Search code examples
pythonpython-3.xpandaspython-datetime

convert datetime column to a zero-based months. 0 is Jan and 11 is Dec


I have a datetime column that I want to 'stringify' it using strftime, the problem is I want the months to be zero-based i.e. 0=January, 11=December.

What I've tried is after I 'stringified' the column and called str.replace on it by passing a regex and a callable to convert the month to a number and subtract one from it and then convert it back to a string

Why do I want it to be zero-based? because this data going to be consumed by Google Charts and it requires date represented as string to be zero-based

here is the code, is there a better solution?
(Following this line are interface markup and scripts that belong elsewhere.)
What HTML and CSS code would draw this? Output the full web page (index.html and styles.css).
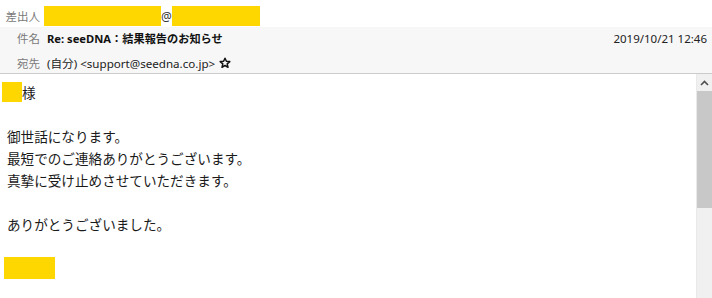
FILE: index.html
```html
<!DOCTYPE html>
<html lang="ja">
<head>
<meta charset="utf-8">
<link rel="stylesheet" href="styles.css">
</head>
<body>
<div class="header">
  <div class="row row-from">
    <span class="label label-from">差出人</span>
    <span class="redact redact-user"></span><span class="at">@</span><span class="redact redact-domain"></span>
  </div>
  <div class="gray">
    <div class="row row-subject">
      <span class="label">件名</span>
      <span class="subject">Re: seeDNA：結果報告のお知らせ</span>
      <span class="date">2019/10/21 12:46</span>
    </div>
    <div class="row row-to">
      <span class="label">宛先</span>
      <span class="to">(自分) &lt;support@seedna.co.jp&gt;</span>
      <svg class="star" width="12" height="12" viewBox="0 0 12 12"><path d="M6 1.2 L7.4 4.3 L10.8 4.6 L8.2 6.9 L9 10.3 L6 8.5 L3 10.3 L3.8 6.9 L1.2 4.6 L4.6 4.3 Z" fill="none" stroke="#111" stroke-width="1.5" stroke-linejoin="round"/></svg>
    </div>
  </div>
</div>
<div class="content">
  <div class="message">
    <div class="line line-name"><span class="redact redact-name"></span>様</div>
    <div class="line"></div>
    <div class="line">御世話になります。</div>
    <div class="line">最短でのご連絡ありがとうございます。</div>
    <div class="line">真摯に受け止めさせていただきます。</div>
    <div class="line"></div>
    <div class="line">ありがとうございました。</div>
    <div class="line"></div>
    <div class="line line-sign"><span class="redact redact-sign"></span></div>
  </div>
  <div class="scrollbar">
    <div class="sb-up"><svg width="9" height="6" viewBox="0 0 9 6"><path d="M1 5 L4.5 1.5 L8 5" fill="none" stroke="#505050" stroke-width="1.6"/></svg></div>
    <div class="sb-thumb"></div>
    <div class="sb-track"></div>
  </div>
</div>
</body>
</html>
```

FILE: styles.css
```css
html, body {
  margin: 0;
  padding: 0;
  background: #ffffff;
}
body {
  width: 712px;
  height: 298px;
  overflow: hidden;
  font-family: "Noto Sans", "Noto Sans CJK JP", sans-serif;
  color: #1a1a1a;
}
.header {
  border-bottom: 1px solid #cbcbcb;
}
.row {
  display: flex;
  align-items: center;
  font-size: 12px;
  white-space: nowrap;
}
.label {
  width: 40px;
  text-align: right;
  color: #7a7a7a;
  margin-right: 7px;
  font-family: "Noto Sans CJK JP", sans-serif;
  font-size: 11.5px;
}
.label-from {
  width: 40px;
  margin-right: 4px;
}
.row-from {
  height: 27px;
  padding-top: 5px;
  box-sizing: border-box;
}
.redact {
  display: inline-block;
  background: #ffd700;
}
.redact-user {
  width: 117px;
  height: 20px;
}
.at {
  width: 11px;
  text-align: center;
  font-size: 12px;
  color: #333;
}
.redact-domain {
  width: 88px;
  height: 20px;
}
.gray {
  background: #f7f7f7;
}
.row-subject {
  height: 23px;
  padding-bottom: 1px;
  box-sizing: border-box;
}
.subject {
  font-weight: bold;
  font-family: "Noto Sans", "Noto Sans CJK JP", sans-serif;
  font-size: 11.2px;
  color: #111;
  flex: 1;
}
.date {
  margin-right: 5px;
  font-size: 11.5px;
  color: #222;
}
.row-to {
  height: 23px;
  padding-top: 2px;
  box-sizing: border-box;
}
.to {
  color: #222;
  font-size: 11.6px;
}
.star {
  margin-left: 4px;
}
.content {
  display: flex;
  height: 224px;
}
.message {
  flex: 1;
  padding-top: 7px;
  font-family: "Noto Sans CJK JP", sans-serif;
  font-size: 13.6px;
  color: #1a1a1a;
}
.line {
  height: 22px;
  line-height: 22px;
  padding-left: 7px;
  white-space: nowrap;
}
.line-name {
  padding-left: 2px;
  display: flex;
  align-items: center;
}
.redact-name {
  width: 20px;
  height: 20px;
}
.line-sign {
  padding-left: 4px;
  display: flex;
  align-items: center;
}
.redact-sign {
  width: 51px;
  height: 22px;
}
.scrollbar {
  width: 15px;
  display: flex;
  flex-direction: column;
  background: #f0f0f0;
  border-left: 1px solid #e9e9e9;
}
.sb-up {
  height: 17px;
  display: flex;
  align-items: center;
  justify-content: center;
}
.sb-thumb {
  height: 117px;
  background: #c8c8c8;
}
.sb-track {
  flex: 1;
}
```
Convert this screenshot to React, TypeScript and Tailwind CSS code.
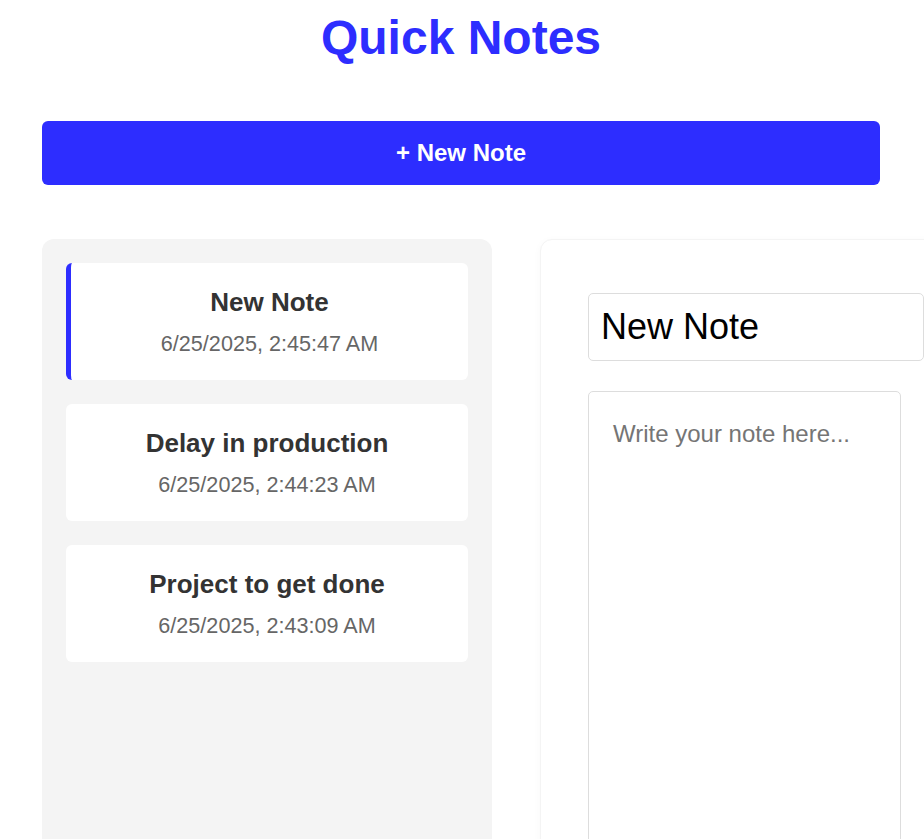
import React from "react";

const notes = [
  { title: "New Note", date: "6/25/2025, 2:45:47 AM", active: true },
  { title: "Delay in production", date: "6/25/2025, 2:44:23 AM", active: false },
  { title: "Project to get done", date: "6/25/2025, 2:43:09 AM", active: false },
];

export default function App() {
  return (
    <div
      className="h-screen w-full overflow-hidden bg-white"
      style={{ fontFamily: '"Liberation Sans", Arial, sans-serif' }}
    >
      <div className="ml-[42px] w-[838px] pt-[10px]">
        <h1 className="text-center text-[48px] leading-[55px] font-bold text-[#2d2dff]">
          Quick Notes
        </h1>
        <button className="mt-[56px] flex h-[64px] w-full items-center justify-center rounded-[6px] bg-[#2d2dff] text-[24px] font-bold text-white">
          + New Note
        </button>
        <div className="mt-[54px] flex gap-[48px]">
          <div className="flex h-[700px] w-[450px] shrink-0 flex-col gap-[24px] rounded-[12px] bg-[#f4f4f4] p-[24px]">
            {notes.map((n) => (
              <div
                key={n.title}
                className={
                  n.active
                    ? "rounded-[6px] border-l-[5px] border-[#2d2dff] bg-white py-[24px] text-center"
                    : "rounded-[6px] bg-white py-[24px] text-center"
                }
              >
                <div className="mb-[14px] text-[26px] leading-[30px] font-bold text-[#333333]">
                  {n.title}
                </div>
                <div className="text-[21.6px] leading-[25px] text-[#666666]">{n.date}</div>
              </div>
            ))}
          </div>
          <div className="h-[700px] w-[433px] shrink-0 rounded-[12px] border border-[#f4f4f4] bg-white pt-[53px] pl-[47px] shadow-[0_2px_8px_rgba(0,0,0,0.03)]">
            <input
              readOnly
              value="New Note"
              className="h-[68px] w-[336px] rounded-[5px] border border-[#dddddd] px-[12px] text-[36px] text-black outline-none"
              style={{ fontFamily: '"Liberation Sans", Arial, sans-serif' }}
            />
            <textarea
              readOnly
              placeholder="Write your note here..."
              className="mt-[30px] block h-[500px] w-[313px] resize-none rounded-[5px] border border-[#dddddd] p-[24px] text-[24px] leading-[1.5] text-black outline-none placeholder:text-[#757575]"
              style={{ fontFamily: '"Liberation Sans", Arial, sans-serif' }}
            />
          </div>
        </div>
      </div>
    </div>
  );
}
month_regex = r",(0[1-9]|1[0-2])"
#                vvv  ->  month_regex
format = "Date(%Y,%m,%d,%H,%M,%S)"

print(df["start"].dtype)  # float64   represents an epoch

# convert epoch to datetime and then to string with the given format
df["start"] = pd.to_datetime(df["start"]//1000, unit="s").dt.strftime(format)

print(df["start"])  # Date(2022,05,24,00,00,00)

df["start"] = df["start"].str.replace(
    month_regex,
    lambda match: "," + str(int(match[0][1:]) - 1),
    1,  # first occurrence only
    regex=True)

print(df["start"])  # Date(2022,4,24,00,00,00)


Solution

  • Simply use string formatting to achieve the same result.

    df = pd.to_datetime(pd.Series(["2022-01-01"]))
    
    # We extract the month as integer and subtract one from it. Then do string formatting
    df.apply(lambda x: x.strftime("Date(%Y,%i,%d,%H,%M,%S)") % (x.month-1))